The United Artists Theatre Building is a vacant high-rise tower in downtown Detroit, Michigan, standing at 150 Bagley Avenue. It was built in 1928 and stands 18 stories tall. The building was designed by architect C. Howard Crane in the renaissance revival architectural style, and is made mainly of brick. Until December 29, 1971, it was a first-run movie house and office space, and then after that, the theatre saw sporadic usage until 1973. The United Artists Theatre, designed in a Spanish-Gothic design, sat 2,070 people, and after closing served from 1978 to 1983 as the Detroit Symphony Orchestra's recording theater. After the theater closed, the office block struggled as tenants moved to suburbs. It finally closed in 1984. An original 10-story, vertical UA sign was replaced in the 1950s with a marquee that remained until 2005. The building once shared a lot with the now demolished Hotel Tuller.

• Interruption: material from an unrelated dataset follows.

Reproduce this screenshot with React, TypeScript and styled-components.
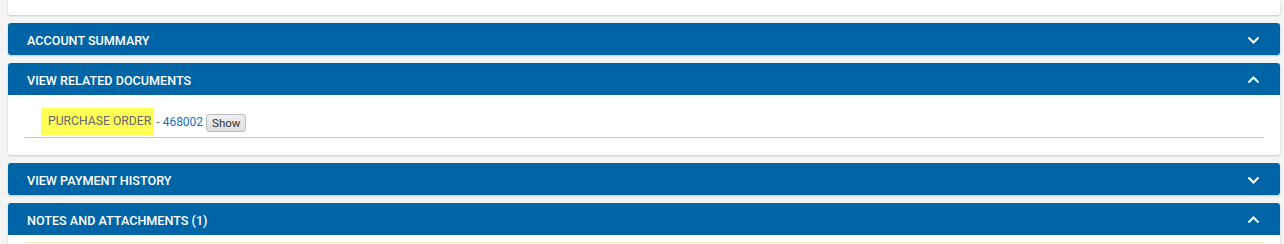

In preparation for the 2006 NFL Super Bowl, graffiti was removed from all the windows of the building, and the lower levels received a coat of black paint to hide the graffiti work at the base of the building. The old theater marquee was also removed.

In 2006, Ilitch Holdings announced it would market the building. Despite a promotional website created in 2017 and assurances of an intent to redevelop the historically significant structure, Ilitch Holdings has yet to begin any redevelopment. The company has a history of buying historic properties, voicing an intent to redevelop them, and later turning them into parking lots following increased decay.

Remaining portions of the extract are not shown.